O problema é a limitação dessa modalidade de informação: a população pode saber o que deve ser pago, mas não que é efetivamente pago aos agentes públicos. Ora, a transparência completa requer o fornecimento de dados exaustivos a respeito da remuneração efetivamente recebida por cada um. Por dados exaustivos, entenda-se o fornecimento do valor total pago e de suas parcelas, como gratificações, abonos, indenizações, décimo-terceiro salário, etc.
Argumenta-se que esse tipo de providência afeta a privacidade e a intimidade dos servidores públicos. Há, porém, um erro de foco: como visto, não há “vida privada” no que se refere a verbas públicas. Existe, sim, privacidade, no tocante à utilização que o servidor faz da remuneração recebida[2]. Assim, não há interesse público em conhecer com que produtos ou serviços o servidor utiliza sua remuneração, mas sua existência é indubitável no que tange à remuneração em si.
Contudo, é pertinente a alegação de que essa divulgação afetaria a segurança dos envolvidos, tornando-os presas mais fáceis de crimes como “sequestro-relâmpago”. A solução para isso, já aventada, é simples: deve ser divulgada apenas a matrícula funcional do servidor, preservando seu nome. Caso haja suspeita de irregularidade em determinado caso, o Ministério Público, por meio da ação civil pública, e o cidadão, por meio da ação popular, podem requerer o acesso aos dados completos do servidor. Assim, compatibilizam-se os dois princípios fundamentais (publicidade e privacidade), preservando seus núcleos fundamentais, ou seja, a sua essência intocável.

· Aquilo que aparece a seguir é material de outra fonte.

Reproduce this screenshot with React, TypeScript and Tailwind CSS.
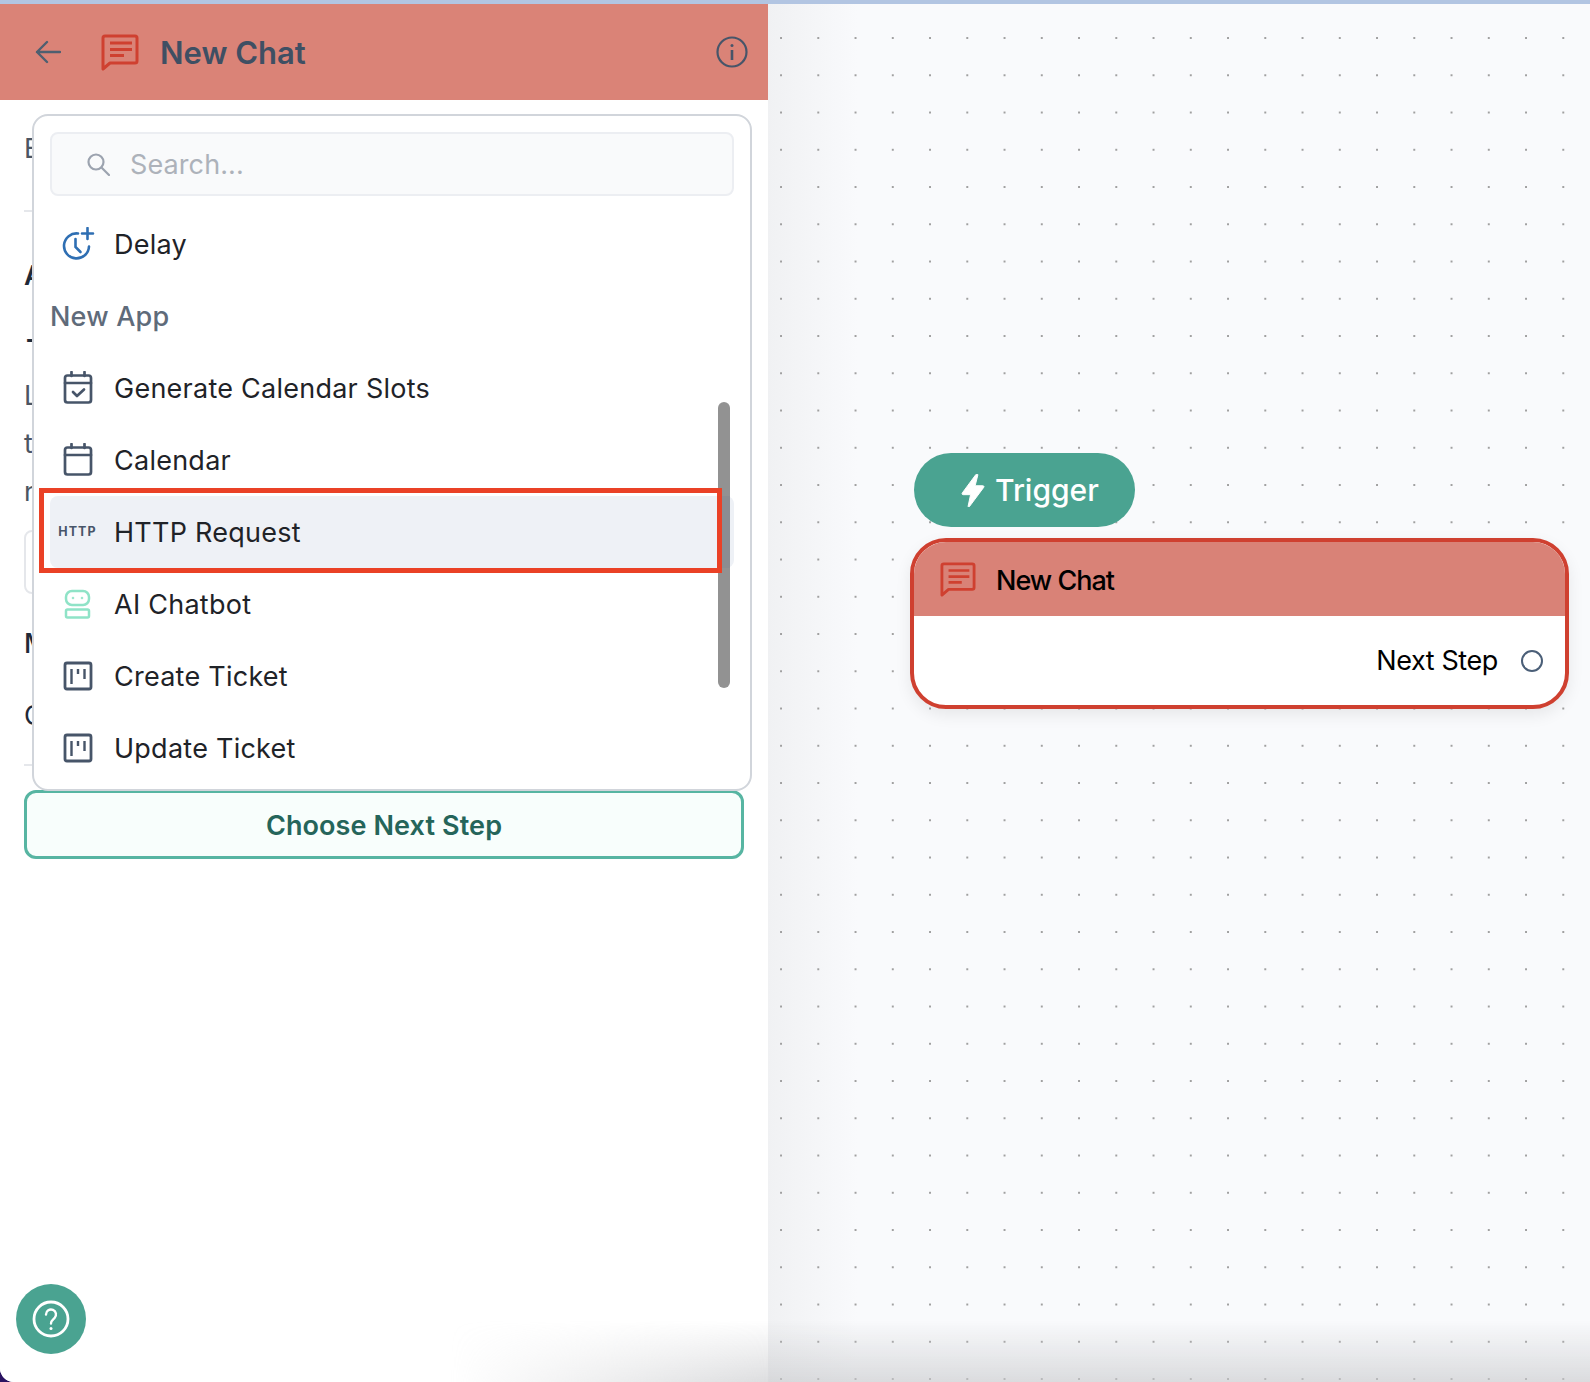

[1] Patrimonialismo é o conjunto de usos e costumes que envolvem a crença da ausência de distinção entre público e privado, colocando o primeiro a serviço do último.
[2] Mesmo nesse caso, existe um exceção: é preciso publicizar a qualidade dos gastos que deu origem às verbas indenizatórias, uma vez que somente são pagas como compensação por esses gastos.